* Start DATA SHOWN *

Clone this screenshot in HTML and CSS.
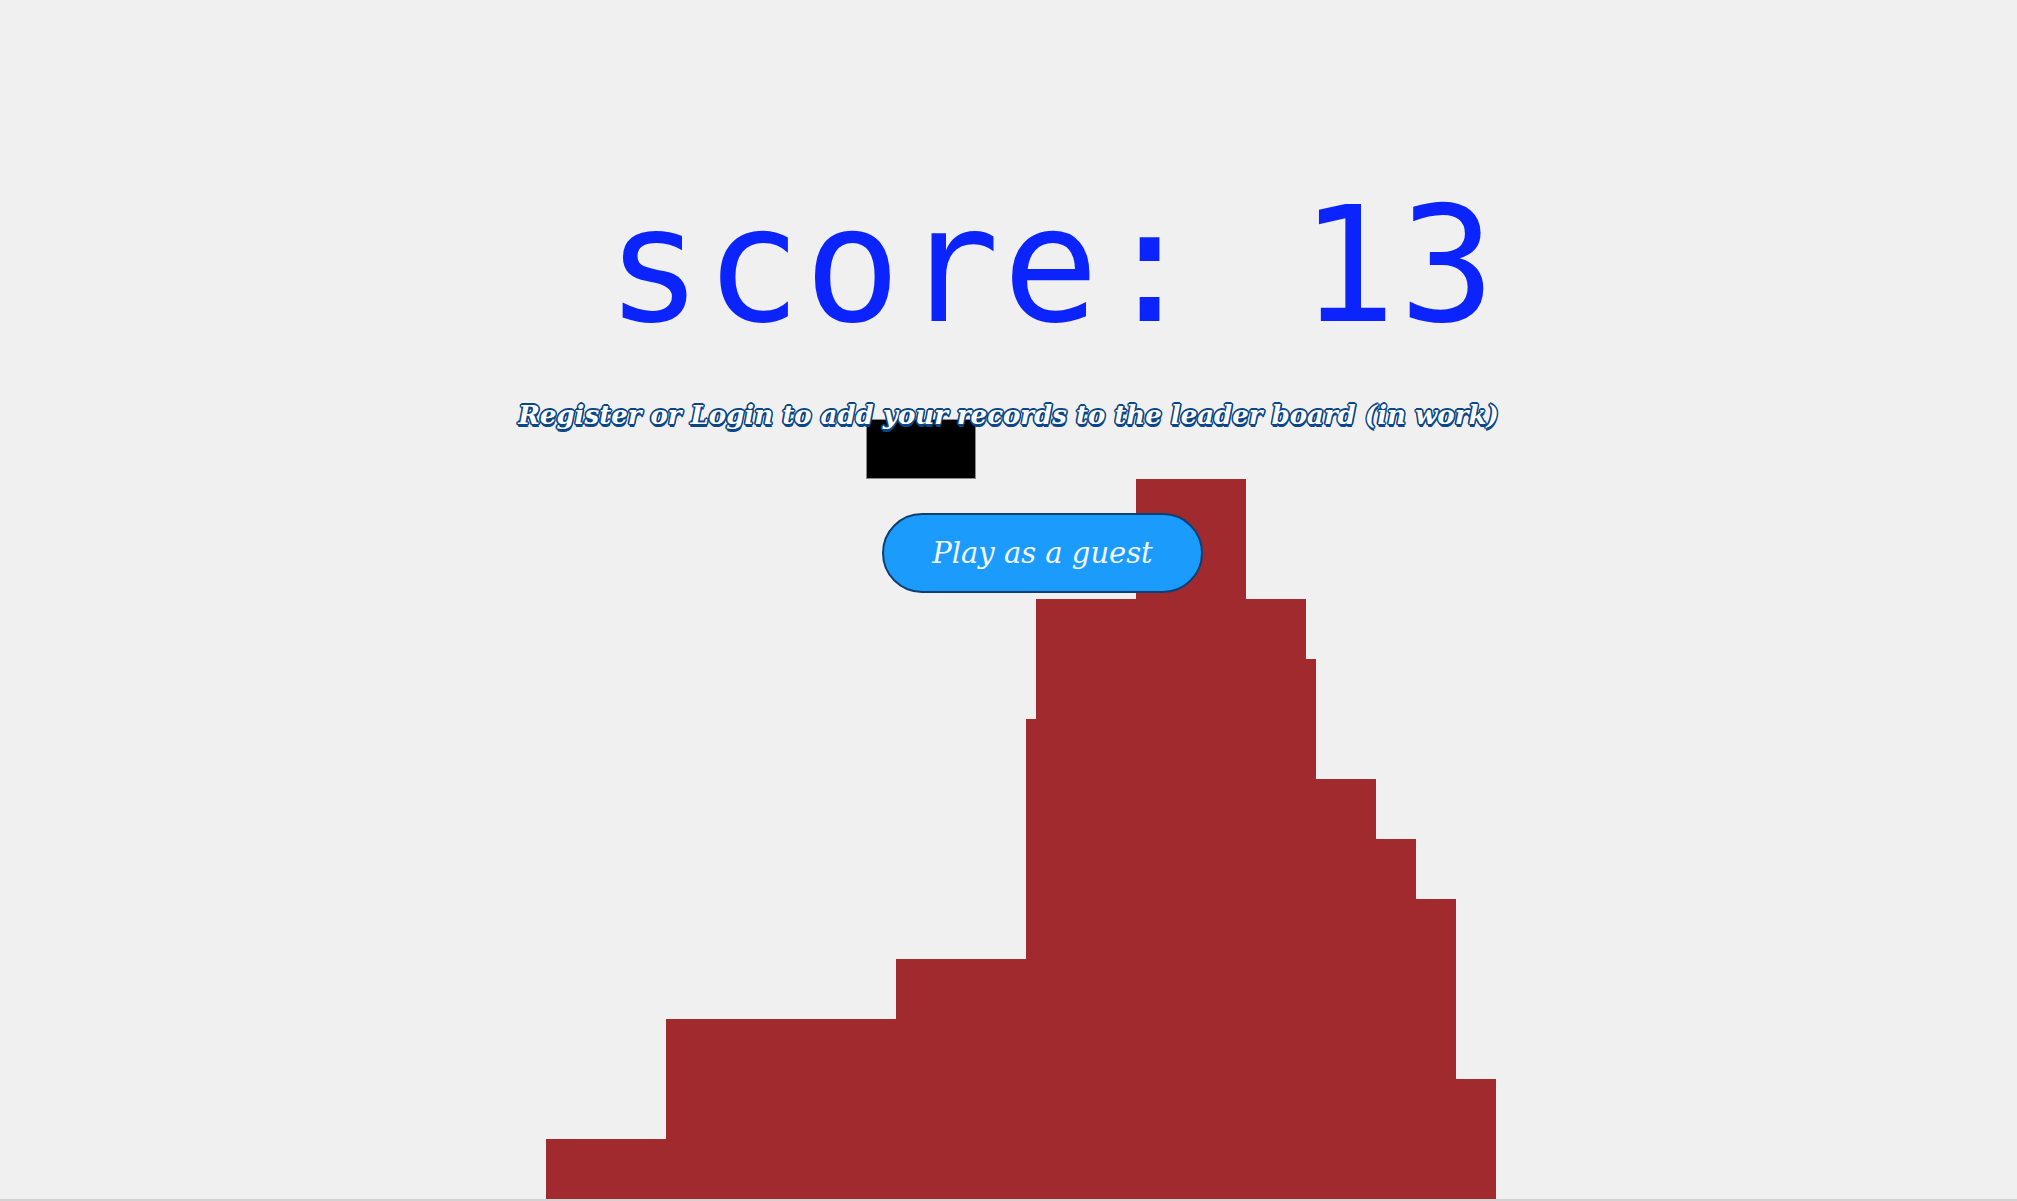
FILE: index.html
```html
<!DOCTYPE html>
<html lang="en">
<head>
<meta charset="utf-8">
<title>Score</title>
<link rel="stylesheet" href="styles.css">
</head>
<body>
<div class="playfield">
  <div class="bar" style="width:120px;height:60px"></div>
  <div class="bar" style="width:230px;height:180px"></div>
  <div class="bar" style="width:130px;height:240px"></div>
  <div class="bar" style="width:10px;height:480px"></div>
  <div class="bar" style="width:100px;height:600px"></div>
  <div class="bar" style="width:110px;height:720px"></div>
  <div class="bar" style="width:60px;height:600px"></div>
  <div class="bar" style="width:10px;height:540px"></div>
  <div class="bar" style="width:60px;height:420px"></div>
  <div class="bar" style="width:40px;height:360px"></div>
  <div class="bar" style="width:40px;height:300px"></div>
  <div class="bar" style="width:40px;height:120px"></div>
  <div class="piece"></div>
</div>
<main class="page">
  <h1 class="score">score: 13</h1>
  <p class="notice">Register or Login to add your records to the leader board (in work)</p>
  <button class="guest">Play as a guest</button>
</main>
</body>
</html>
```

FILE: styles.css
```css
html, body {
  margin: 0;
  padding: 0;
}
body {
  background: #f0f0f0;
  height: 1201px;
  overflow: hidden;
  position: relative;
}
.playfield {
  position: absolute;
  inset: 0;
  border-bottom: 2px solid #d3d3d3;
  display: flex;
  align-items: flex-end;
  padding-left: 545.7px;
  z-index: 0;
}
.bar {
  background: #a12a2e;
  flex: none;
}
.piece {
  position: absolute;
  left: 866px;
  top: 419px;
  width: 108px;
  height: 58px;
  background: #000;
  border: 1px solid #8a8a8a;
}
.page {
  position: relative;
  z-index: 1;
  display: flex;
  flex-direction: column;
  align-items: center;
}
.score {
  margin: 186px 0 0 87px;
  font-family: "DejaVu Sans Mono", monospace;
  font-weight: normal;
  font-size: 160px;
  letter-spacing: 2.8px;
  line-height: 1;
  color: #0b24fe;
  white-space: pre;
}
.notice {
  margin: 53px 0 0 0;
  font-family: "DejaVu Serif", serif;
  font-style: italic;
  font-weight: bold;
  font-size: 26px;
  line-height: 32px;
  color: #fff;
  text-shadow:
    1.6px 0 0 #0b4686, -1.6px 0 0 #0b4686, 0 1.6px 0 #0b4686, 0 -1.6px 0 #0b4686,
    1.2px 1.2px 0 #0b4686, -1.2px 1.2px 0 #0b4686, 1.2px -1.2px 0 #0b4686, -1.2px -1.2px 0 #0b4686,
    0.5px 2.5px 0 #0b4686;
}
.guest {
  margin: 82px 0 0 68px;
  width: 321px;
  height: 80px;
  border: 2px solid #0d3f73;
  border-radius: 40px;
  background: #1b9cfc;
  color: #f4f6ff;
  font-family: "DejaVu Serif", serif;
  font-style: italic;
  font-size: 29px;
  padding: 0;
}
```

* End DATA SHOWN *

> SET TASK: Reproduce the material in full, word for word, and omit the pictures.

> SOLVED PROBLEM:
Clone this screenshot in HTML and CSS.
FILE: index.html
```html
<!DOCTYPE html>
<html lang="en">
<head>
<meta charset="utf-8">
<title>Score</title>
<link rel="stylesheet" href="styles.css">
</head>
<body>
<div class="playfield">
  <div class="bar" style="width:120px;height:60px"></div>
  <div class="bar" style="width:230px;height:180px"></div>
  <div class="bar" style="width:130px;height:240px"></div>
  <div class="bar" style="width:10px;height:480px"></div>
  <div class="bar" style="width:100px;height:600px"></div>
  <div class="bar" style="width:110px;height:720px"></div>
  <div class="bar" style="width:60px;height:600px"></div>
  <div class="bar" style="width:10px;height:540px"></div>
  <div class="bar" style="width:60px;height:420px"></div>
  <div class="bar" style="width:40px;height:360px"></div>
  <div class="bar" style="width:40px;height:300px"></div>
  <div class="bar" style="width:40px;height:120px"></div>
  <div class="piece"></div>
</div>
<main class="page">
  <h1 class="score">score: 13</h1>
  <p class="notice">Register or Login to add your records to the leader board (in work)</p>
  <button class="guest">Play as a guest</button>
</main>
</body>
</html>
```

FILE: styles.css
```css
html, body {
  margin: 0;
  padding: 0;
}
body {
  background: #f0f0f0;
  height: 1201px;
  overflow: hidden;
  position: relative;
}
.playfield {
  position: absolute;
  inset: 0;
  border-bottom: 2px solid #d3d3d3;
  display: flex;
  align-items: flex-end;
  padding-left: 545.7px;
  z-index: 0;
}
.bar {
  background: #a12a2e;
  flex: none;
}
.piece {
  position: absolute;
  left: 866px;
  top: 419px;
  width: 108px;
  height: 58px;
  background: #000;
  border: 1px solid #8a8a8a;
}
.page {
  position: relative;
  z-index: 1;
  display: flex;
  flex-direction: column;
  align-items: center;
}
.score {
  margin: 186px 0 0 87px;
  font-family: "DejaVu Sans Mono", monospace;
  font-weight: normal;
  font-size: 160px;
  letter-spacing: 2.8px;
  line-height: 1;
  color: #0b24fe;
  white-space: pre;
}
.notice {
  margin: 53px 0 0 0;
  font-family: "DejaVu Serif", serif;
  font-style: italic;
  font-weight: bold;
  font-size: 26px;
  line-height: 32px;
  color: #fff;
  text-shadow:
    1.6px 0 0 #0b4686, -1.6px 0 0 #0b4686, 0 1.6px 0 #0b4686, 0 -1.6px 0 #0b4686,
    1.2px 1.2px 0 #0b4686, -1.2px 1.2px 0 #0b4686, 1.2px -1.2px 0 #0b4686, -1.2px -1.2px 0 #0b4686,
    0.5px 2.5px 0 #0b4686;
}
.guest {
  margin: 82px 0 0 68px;
  width: 321px;
  height: 80px;
  border: 2px solid #0d3f73;
  border-radius: 40px;
  background: #1b9cfc;
  color: #f4f6ff;
  font-family: "DejaVu Serif", serif;
  font-style: italic;
  font-size: 29px;
  padding: 0;
}
```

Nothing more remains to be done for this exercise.